Para compensar esta baja autoestima podría poner en marcha de modo espontáneo diversas formas de compensación en la relación con los demás. De esta manera podría optar, o bien por ser servil (agradar a los demás a toda costa para ganar su afecto, del que está muy necesitado, para confirmarle que vale algo), o bien por hacerse muy susceptible (le molestará sobremanera cualquier observación o expresión que crea que pone en solfa su valía, validez o capacidad); necesitará continuas alabanzas o llamar la atención para ser el centro. Necesitará a toda costa a los demás para ser alguien. Como no siempre le valorarán lo suficiente, e incluso a veces puede que haya alguien que no se derrita de alegría ante su presencia, tiene asegurado el malestar. ¡Va por el buen camino!

 

 

Victimación

 

Otro de los rasgos de la inmadurez, que le asegurará un sufrimiento permanente, consiste en atribuir la responsabilidad de lo que ocurre al exterior. Debe convencerse de que todo lo doloroso que le ocurre, todo lo que le sale mal, se debe a causas externas. Usted es, y siempre lo ha sido, una víctima de las circunstancias. Por eso usted no tiene la responsabilidad de lo que le pasa y, por mucho que se empeñase, no podría cambiar las cosas. Una vez asumido esto, brotará continuamente en usted la rabia, la tristeza o la indignación.

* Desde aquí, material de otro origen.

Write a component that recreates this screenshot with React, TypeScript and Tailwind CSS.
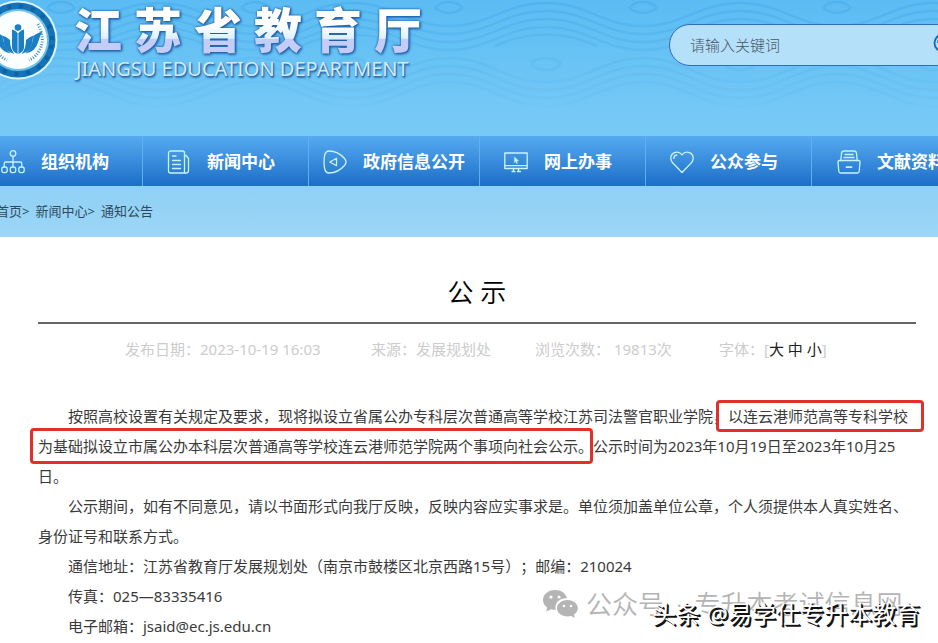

Si se ha entrenado bien desde joven, ha aprendido a culpar a los profesores de su fracaso en la escuela; a sus padres, de sus dificultades en la adolescencia; a otro amigo, de algo que ha fallado; a su pareja, de los errores en la educación de sus hijos; a los políticos, de lo mal que van las cosas… Perfecto: debe convencerse de que no tiene la posibilidad de cambiar nada y que, mientras unos nacen con estrella, usted ha nacido estrellado.

No se le ocurra tomar conciencia de sus capacidades para cambiar las cosas, para tomar opciones, porque entonces descubriría sus potencialidades, lo mucho que puede hacer por mejorar –o empeorar– su vida, y entonces ya no podría echar la culpa a nadie.